LISTED RECORDS
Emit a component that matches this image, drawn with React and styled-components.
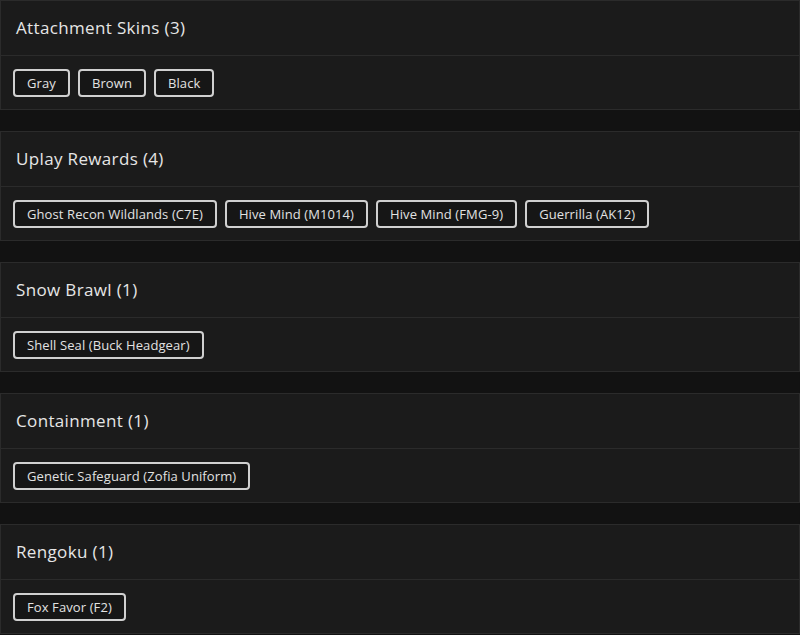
import React from "react";
import styled, { createGlobalStyle } from "styled-components";

const Global = createGlobalStyle`
  body {
    margin: 0;
    background: #121212;
    font-family: "Open Sans", "Liberation Sans", sans-serif;
  }
`;

const List = styled.div`
  display: flex;
  flex-direction: column;
  gap: 21px;
`;

const Card = styled.section`
  background: #1b1b1b;
  border: 1px solid #2b2b2b;
`;

const Header = styled.div`
  height: 55px;
  display: flex;
  align-items: center;
  padding: 0 15px 2px;
  box-sizing: border-box;
  border-bottom: 1px solid #2b2b2b;
  color: #e6e6e6;
  font-size: 17px;
  font-weight: 500;
  letter-spacing: 0.35px;
`;

const Body = styled.div`
  display: flex;
  flex-wrap: wrap;
  gap: 8px;
  padding: 13px 12px 12px;
`;

const Tag = styled.button`
  height: 28px;
  padding: 0 12px;
  border: 2px solid #d0d0d0;
  border-radius: 4px;
  background: #161616;
  color: #e2e2e2;
  font-family: inherit;
  font-size: 13px;
  letter-spacing: 0.1px;
  cursor: pointer;
`;

const groups = [
  { title: "Attachment Skins", items: ["Gray", "Brown", "Black"] },
  {
    title: "Uplay Rewards",
    items: ["Ghost Recon Wildlands (C7E)", "Hive Mind (M1014)", "Hive Mind (FMG-9)", "Guerrilla (AK12)"],
  },
  { title: "Snow Brawl", items: ["Shell Seal (Buck Headgear)"] },
  { title: "Containment", items: ["Genetic Safeguard (Zofia Uniform)"] },
  { title: "Rengoku", items: ["Fox Favor (F2)"] },
];

export default function App() {
  return (
    <>
      <Global />
      <List>
        {groups.map((g) => (
          <Card key={g.title}>
            <Header>
              {g.title} ({g.items.length})
            </Header>
            <Body>
              {g.items.map((it) => (
                <Tag key={it}>{it}</Tag>
              ))}
            </Body>
          </Card>
        ))}
      </List>
    </>
  );
}
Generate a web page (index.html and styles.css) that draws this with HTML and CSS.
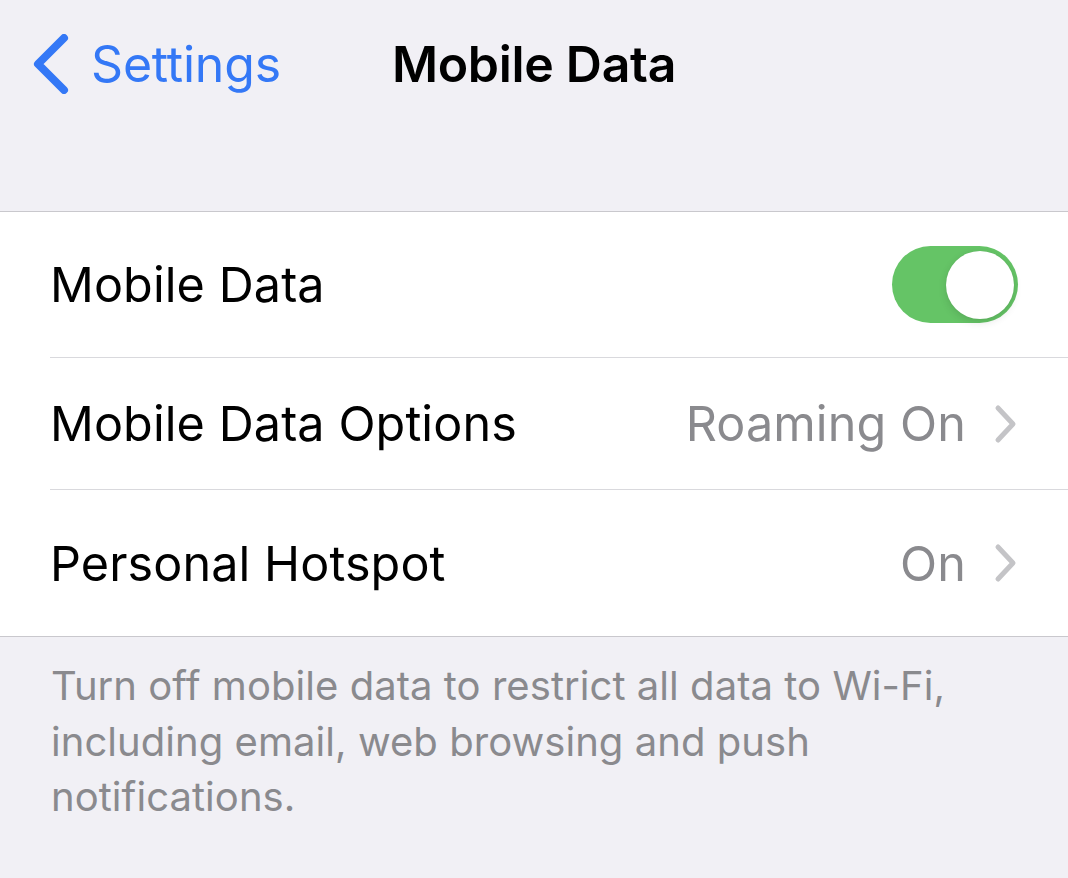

WHAT TO DO
Print every record above exactly as written, leaving out the pictures.

FULL OUTPUT
Emit a component that matches this image, drawn with React and styled-components.
import React from "react";
import styled, { createGlobalStyle } from "styled-components";

const Global = createGlobalStyle`
  body {
    margin: 0;
    background: #121212;
    font-family: "Open Sans", "Liberation Sans", sans-serif;
  }
`;

const List = styled.div`
  display: flex;
  flex-direction: column;
  gap: 21px;
`;

const Card = styled.section`
  background: #1b1b1b;
  border: 1px solid #2b2b2b;
`;

const Header = styled.div`
  height: 55px;
  display: flex;
  align-items: center;
  padding: 0 15px 2px;
  box-sizing: border-box;
  border-bottom: 1px solid #2b2b2b;
  color: #e6e6e6;
  font-size: 17px;
  font-weight: 500;
  letter-spacing: 0.35px;
`;

const Body = styled.div`
  display: flex;
  flex-wrap: wrap;
  gap: 8px;
  padding: 13px 12px 12px;
`;

const Tag = styled.button`
  height: 28px;
  padding: 0 12px;
  border: 2px solid #d0d0d0;
  border-radius: 4px;
  background: #161616;
  color: #e2e2e2;
  font-family: inherit;
  font-size: 13px;
  letter-spacing: 0.1px;
  cursor: pointer;
`;

const groups = [
  { title: "Attachment Skins", items: ["Gray", "Brown", "Black"] },
  {
    title: "Uplay Rewards",
    items: ["Ghost Recon Wildlands (C7E)", "Hive Mind (M1014)", "Hive Mind (FMG-9)", "Guerrilla (AK12)"],
  },
  { title: "Snow Brawl", items: ["Shell Seal (Buck Headgear)"] },
  { title: "Containment", items: ["Genetic Safeguard (Zofia Uniform)"] },
  { title: "Rengoku", items: ["Fox Favor (F2)"] },
];

export default function App() {
  return (
    <>
      <Global />
      <List>
        {groups.map((g) => (
          <Card key={g.title}>
            <Header>
              {g.title} ({g.items.length})
            </Header>
            <Body>
              {g.items.map((it) => (
                <Tag key={it}>{it}</Tag>
              ))}
            </Body>
          </Card>
        ))}
      </List>
    </>
  );
}
Generate a web page (index.html and styles.css) that draws this with HTML and CSS.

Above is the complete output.